Homebuyers are holding back, for sure, as home prices keep falling and lenders continue their reluctance to extend a mortgage to anyone without stellar credit and a 20-percent down payment. According to CNBC, experts expect home prices to drop further by the end of the year, possibly by 6 percent to 7 percent.
But there's a change in attitude, particularly among younger buyers, that may be stalling the housing market. The Wall Street Journal reported that the latest Census figures show a decline in homeownership not seen since the Great Depression. Battered by a housing crisis that doesn't seem to have an end in sight, more people are viewing the American dream of homeownership with a jaded eye. Far from being the solid investment in the future, reports of foreclosure, inability to refinance to more favorable terms and the financial fallout that brought to light the whole sordid banking mess have all made renting a home seem like the better, safer solution for many Americans.

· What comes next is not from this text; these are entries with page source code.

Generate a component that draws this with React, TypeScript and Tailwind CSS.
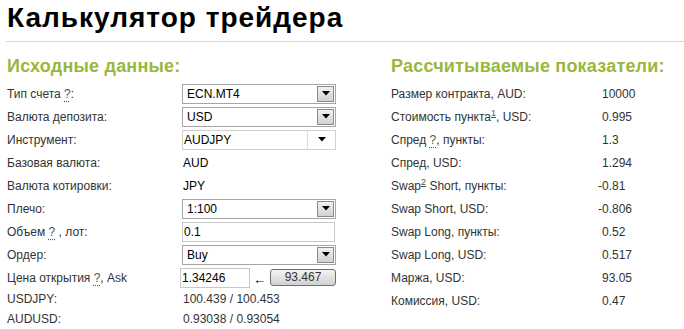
import type { ReactNode } from "react";

const FONT = "font-['Liberation_Sans',Arial,sans-serif]";

function Arrow() {
  return (
    <svg width="8" height="5" viewBox="0 0 8 5" className="block">
      <path d="M0 0H8L4 4.5Z" fill="#000" />
    </svg>
  );
}

function Help() {
  return <span className="text-[#555] underline decoration-dotted underline-offset-[3px]">?</span>;
}

function Note({ n }: { n: string }) {
  return <sup className="text-[9px] text-[#555] underline">{n}</sup>;
}

function SelectBox({ value }: { value: string }) {
  return (
    <div className="flex h-[20px] w-[154px] items-center border border-[#a5a5a5] bg-white">
      <span className="flex-1 pl-[4px] text-[12px] text-black">{value}</span>
      <span className="mr-[1px] flex h-[16px] w-[17px] items-center justify-center border border-[#8a8a8a] bg-gradient-to-b from-[#f0f0f0] to-[#d2d2d2]">
        <Arrow />
      </span>
    </div>
  );
}

function Combo({ value }: { value: string }) {
  return (
    <div className="flex h-[20px] w-[154px] items-center border border-[#d0d0d0] bg-white">
      <span className="flex-1 pl-[1px] text-[12px] text-black">{value}</span>
      <span className="flex h-full w-[28px] items-center justify-center border-l border-[#dcdcdc]">
        <Arrow />
      </span>
    </div>
  );
}

function Input({ value, w }: { value: string; w: string }) {
  return (
    <div className={`flex h-[20px] items-center border border-[#c8c8c8] bg-white pl-[1px] text-[12px] text-black ${w}`}>
      {value}
    </div>
  );
}

function Row({ label, children, h = "h-[23px]" }: { label: ReactNode; children: ReactNode; h?: string }) {
  return (
    <>
      <div className={`flex items-center ${h}`}>
        <span>{label}</span>
      </div>
      <div className={`flex items-center ${h}`}>{children}</div>
    </>
  );
}

const RESULTS: { label: ReactNode; value: string }[] = [
  { label: "Размер контракта, AUD:", value: "10000" },
  { label: <>Стоимость пункта<Note n="1" />, USD:</>, value: "0.995" },
  { label: <>Спред <Help />, пункты:</>, value: "1.3" },
  { label: "Спред, USD:", value: "1.294" },
  { label: <>Swap<Note n="2" /> Short, пункты:</>, value: "-0.81" },
  { label: "Swap Short, USD:", value: "-0.806" },
  { label: "Swap Long, пункты:", value: "0.52" },
  { label: "Swap Long, USD:", value: "0.517" },
  { label: "Маржа, USD:", value: "93.05" },
  { label: "Комиссия, USD:", value: "0.47" },
];

export default function App() {
  return (
    <div className={`h-[329px] w-[684px] overflow-hidden bg-white text-[12px] text-[#333] ${FONT}`}>
      <h1 className="pl-[7px] pt-[1px] text-[28px] font-bold leading-[34px] tracking-[1px] text-black">
        Калькулятор трейдера
      </h1>
      <div className="ml-[6px] mt-[6px] border-t border-[#d4d4d4]" />

      <div className="mt-[13px] flex">
        {/* left: inputs */}
        <section className="w-[391px] pl-[7px]">
          <h2 className="text-[18px] font-bold leading-[22px] tracking-[0.2px] text-[#9ab73c]">Исходные данные:</h2>
          <div className="mt-[5px] grid grid-cols-[175px_154px]">
            <Row label={<>Тип счета <Help />:</>}>
              <SelectBox value="ECN.MT4" />
            </Row>
            <Row label="Валюта депозита:">
              <SelectBox value="USD" />
            </Row>
            <Row label="Инструмент:">
              <Combo value="AUDJPY" />
            </Row>
            <Row label="Базовая валюта:">
              <span className="pl-[1px] text-black">AUD</span>
            </Row>
            <Row label="Валюта котировки:">
              <span className="pl-[1px] text-black">JPY</span>
            </Row>
            <Row label="Плечо:">
              <SelectBox value="1:100" />
            </Row>
            <Row label={<>Объем <Help /> , лот:</>}>
              <Input value="0.1" w="w-[153px]" />
            </Row>
            <Row label="Ордер:">
              <SelectBox value="Buy" />
            </Row>
            <Row label={<>Цена открытия <Help />, Ask</>}>
              <Input value="1.34246" w="w-[70px] -ml-[2px]" />
              <span className="ml-[3px] mt-[5px] text-[13px] text-black">←</span>
              <button className="ml-[4px] h-[17px] w-[66px] rounded-[3px] border border-[#707070] bg-gradient-to-b from-[#f4f4f4] to-[#d0d0d0] text-[12px] leading-[15px] text-[#333]">
                93.467
              </button>
            </Row>
            <Row label="USDJPY:" h="h-[20px]">
              <span className="pl-[1px]">100.439 / 100.453</span>
            </Row>
            <Row label="AUDUSD:" h="h-[20px]">
              <span className="pl-[1px]">0.93038 / 0.93054</span>
            </Row>
          </div>
        </section>

        {/* right: results */}
        <section className="flex-1">
          <h2 className="text-[18px] font-bold leading-[22px] tracking-[0.2px] text-[#9ab73c]">Рассчитываемые показатели:</h2>
          <div className="mt-[5px] grid grid-cols-[211px_1fr]">
            {RESULTS.map((r, i) => (
              <Row key={i} label={r.label}>
                <span className={r.value.startsWith("-") ? "-ml-[4px]" : ""}>{r.value}</span>
              </Row>
            ))}
          </div>
        </section>
      </div>
    </div>
  );
}
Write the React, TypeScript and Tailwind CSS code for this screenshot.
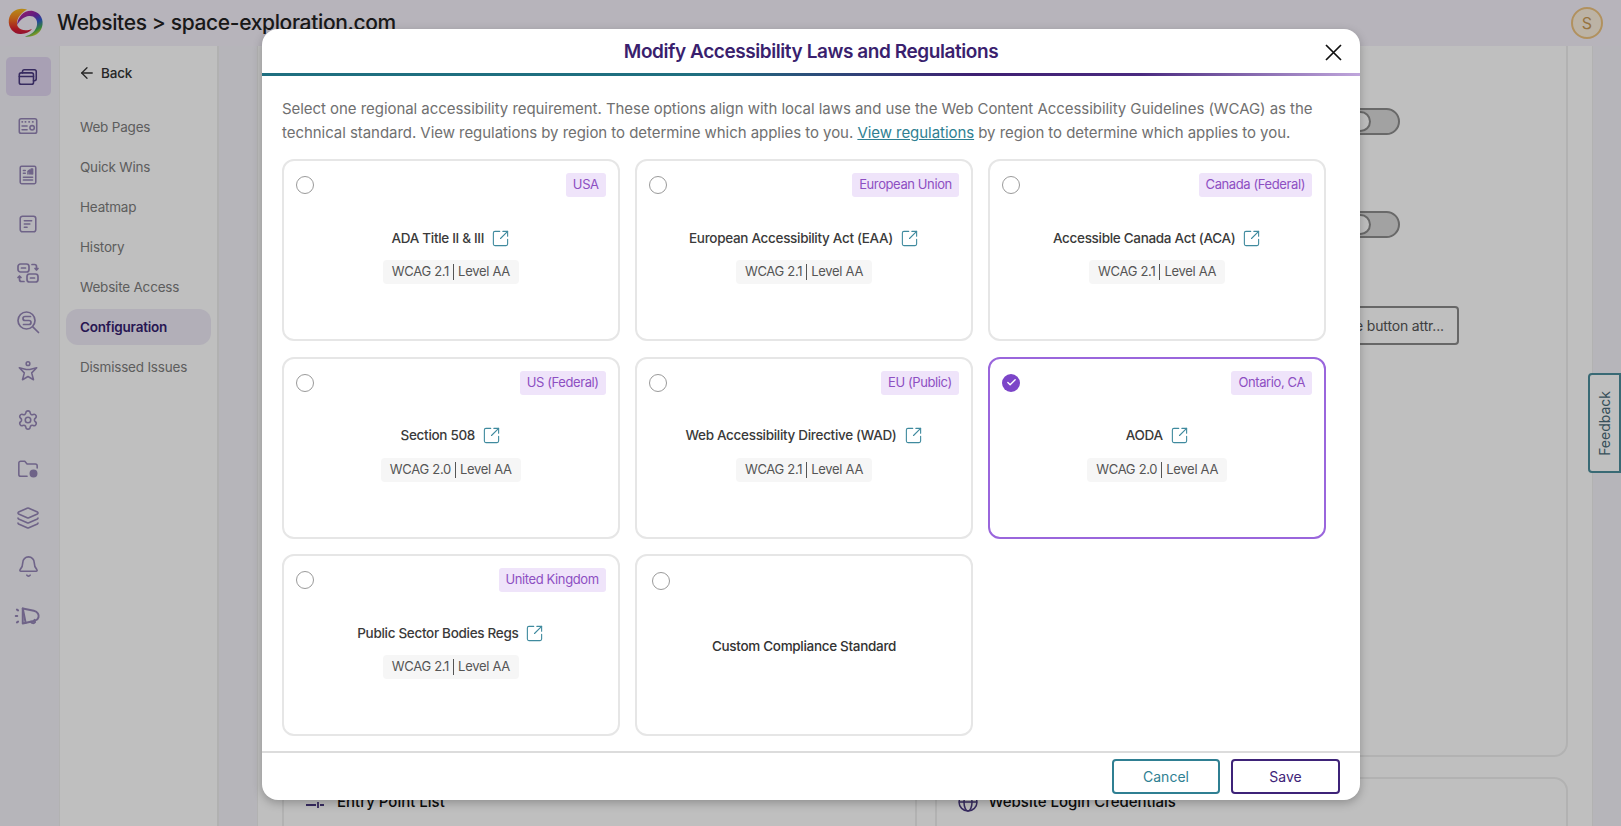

The latest Census figures show that in the decade from 2000 and 2010, the homeownership rate fell by 1.1 percent to 65 percent. Every region in the country declined, with major cities like New York, (69 percent renters) Chicago (55 percent renters) and Los Angeles (61.8 percent renters), leading the way. The regions with the highest homeownership rates were Keweenaw County, Mich. (89.8 percent) and Sumter County, Fla. (89.7 percent). Among age groups, the 35-44-year-old group saw a drop of nearly 4 percent in homeownership, from 66.2 percent to 62.3 percent.
Homeownership rates are still the second-highest they've been since the Census survey began collecting data in 1890, but experts expect the housing slump to result in further declines.
If you were in a financial position to buy a home, would you consider renting instead?